O “Family Office Report Brasil” de 2020 (o mais recente divulgado) mostrou que 84% dos escritórios de gestão de riquezas de famílias reduziu as alocações em renda fixa naquele ano. A maioria (83%) dos gestores aumentou os investimentos em ações negociadas na bolsa brasileira. Uma boa parte (50%) também migrou parte desse capital para os fundos multimercados e de ações e para o private equity, que são os investimentos fechados em empresas que não têm capital aberto.
Outra parcela considerável (39%) foi a dos family offices que aumentaram os investimentos em venture capital, os investimentos de risco voltados à aquisição de participação minoritária em empresas com potencial de crescimento elevado, como as startups.

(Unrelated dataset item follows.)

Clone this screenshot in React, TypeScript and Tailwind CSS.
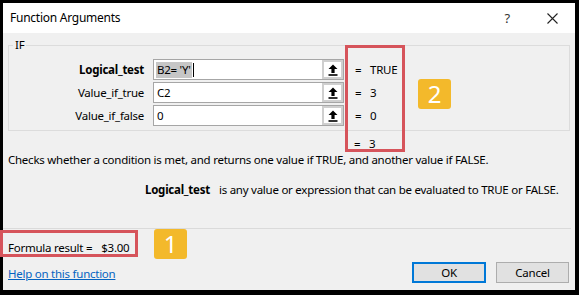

A virada de cenário, com a Selic escalando para 13,75% ao ano no intervalo de dois anos e a maior volatilidade no mercado de capitais, indica que o mercado já deu uma guinada para seguir novamente no sentido contrário. A renda fixa e ativos híbridos voltaram a ter uma representação significativa nas carteiras dos investidores do segmento de gestão patrimonial, saindo de 39,8% e 27,8% no fim de 2021 para 41% e 29,3% em junho deste ano;
No Brasil, o crédito privado premia com juros de 15% ao ano – de maneira geral, esses ativos rendem no mercado o CDI (Certificado de Depósito Interbancário) mais 2% ao ano – sinal de que a estratégia adotada fora também pode ser uma boa saída por aqui. Afinal, ao que tudo indica, o ativo seria como uma boa alternativa para garantir os rendimentos da carteira sem assumir tantos riscos em tempos tortuosos.
Texto originalmente publicado no Valor Investe
Outro indício da virada são os números de setembro da Associação Brasileira das Entidades dos Mercados Financeiro e de Capitais (Anbima), que mostram que a oferta e a procura pelo títulos de dívida privada cresceram na comparação anual. A alta foi de 3,81% no agregado de emissões dos títulos de dívida privada no ano, alcançando R$ 40,7 bilhões no mês.